A security contractor convicted thrice for charges of assault and battery was allowed on an elevator with President Obama earlier this month, CBS News has confirmed - adding another tally mark to a score of headaches that have recently besieged the United States Secret Service.
The Washington Post reports that the incident occurred during the president's Sept. 16 trip to Atlanta, where he discussed the U.S. response to the Ebola outbreak before the Centers for Disease Control and Prevention. After the contractor refused their requests to stop using a phone camera to videotape Mr. Obama in the elevator, agents ran a database check and unveiled his criminal history.
Informed of the agency's concern, the contractor's employer fired him immediately and demanded he turn over his gun, which Secret Service did not realize he had during his encounter with the president.
It's hapless timing for the agency, which has come under heightened scrutiny this month after an armed man managed to scale the White House fence, sprint across the lawn and make it all the way through the doors of the North Portico and into the East Room before being apprehended. The House Oversight and Government Reform Committee on Tuesday grilled Secret Service Director Julia Pierson about the incident and several other high-profile security failures.
Rep. Jason Chaffetz, R-Utah, argued during the hearing that the recent debacles call into question Pierson's leadership.
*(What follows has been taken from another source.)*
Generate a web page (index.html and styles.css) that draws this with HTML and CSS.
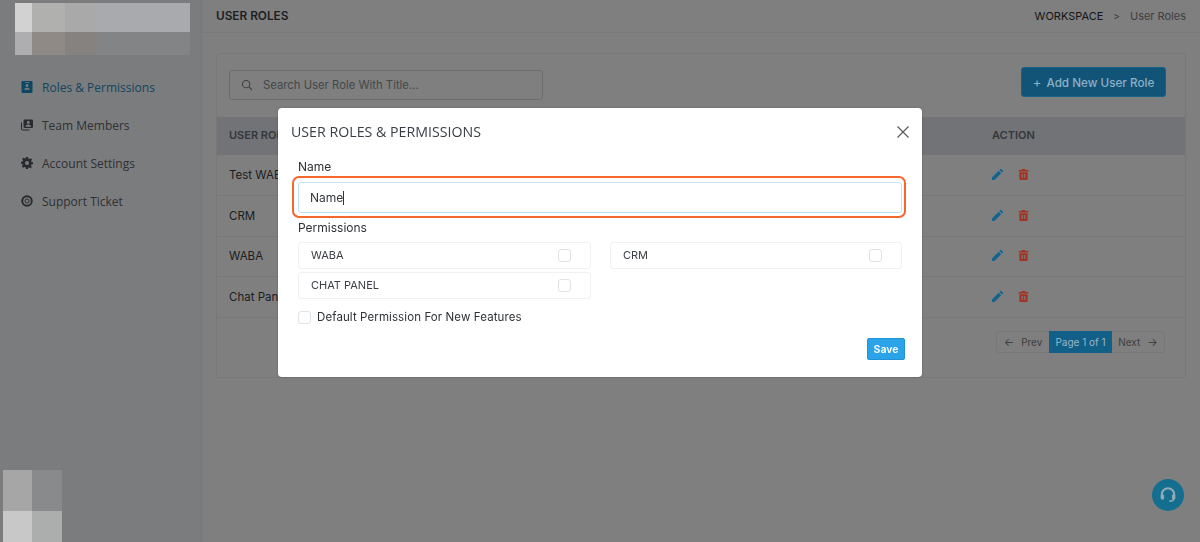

Speaking with the Post about the latest whistleblower report, the hard-right conservative drove that home: "Words aren't strong enough for the outrage I feel for the safety of the president and his family.
"...You have a convicted felon within arms reach of the president and they never did a background check," Chaffetz went on. "[Mr. Obama's] life was in danger. This country would be a different world today if he had pulled out his gun."